Football is an instructive example of what moving to a globalised economy looks like. When you shift from a market of 50 million supporters to 5 billion consumers in little more than a decade, the sums start to water the eyes awfully quickly.

It is interesting that there isn't more backlash against Ronaldo or Messi committing blatant tax fraud in a country where youth unemployment was approaching 40%. But football tends to serve a palliative function in periods of crisis (which is partly why the more enlightened mill bosses came to embrace it, the last time the political economy so closely resembled our own). Also, the talent displayed on television is so obvious that, with some justification, people don't really begrudge them raking it in (or rather, earning the next step up from pocket change compared to the truly wealthy). I'd prefer for the Fiat workers to enjoy their share of the proceeds, but between Ronaldo and Agnelli, I'd take Ronaldo getting the cash any day.

Anyhow, what's happening to football is just a symptom of broader trends. £50m on a Brazilian with 12 decent games to his name is, for someone like Usmanov, the equivalent of us placing a fiver at William Hill.

I think part of the reason why our politics haven't imposed a more sensible arrangement is that the amount of concentrated wealth is so staggering that it's very difficult for people to even conceive it. Value ceases to be tangible once you've passed the first hundred-million.

Well I suppose there has already been a microcosm of the issue here in this truncated debate, in that we have a degree of power in the money we plough into the sport, whether on the gate, through merchandising or via television subscriptions, but despite many disagreeing with the way the sport has gone, it's hard to wean ourselves from it.

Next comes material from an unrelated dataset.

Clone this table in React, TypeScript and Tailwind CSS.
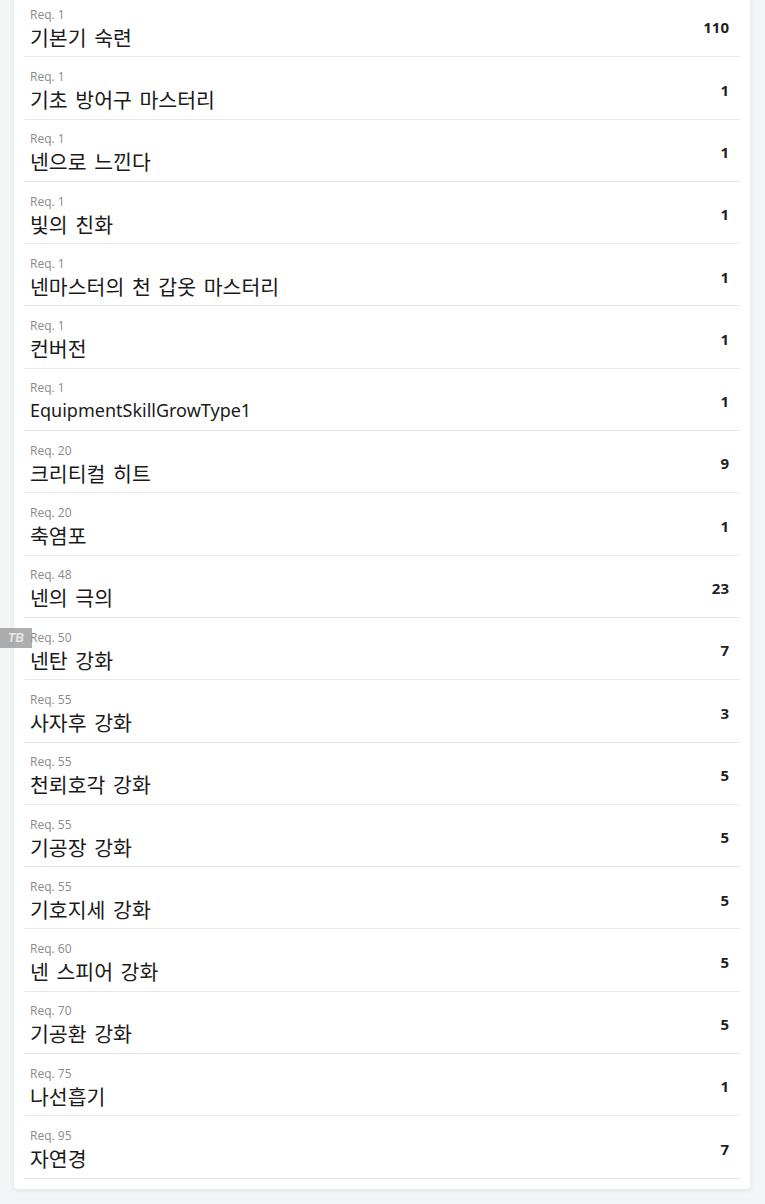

It's that level of devotion/addiction that has allowed the sport to grow/mutate into its current form isn't it?
 
Football is no longer a sport, but a manifestation of raw capitalism.

Speculate to accumulate, supply and demand, and the complexities of consumerism.

We all appreciate that transfer fees, players salaries, and the way fans are now treated are all obscene.

It's too late for me to give up on supporting Everton FC, but I have no illusions as to the state of affairs.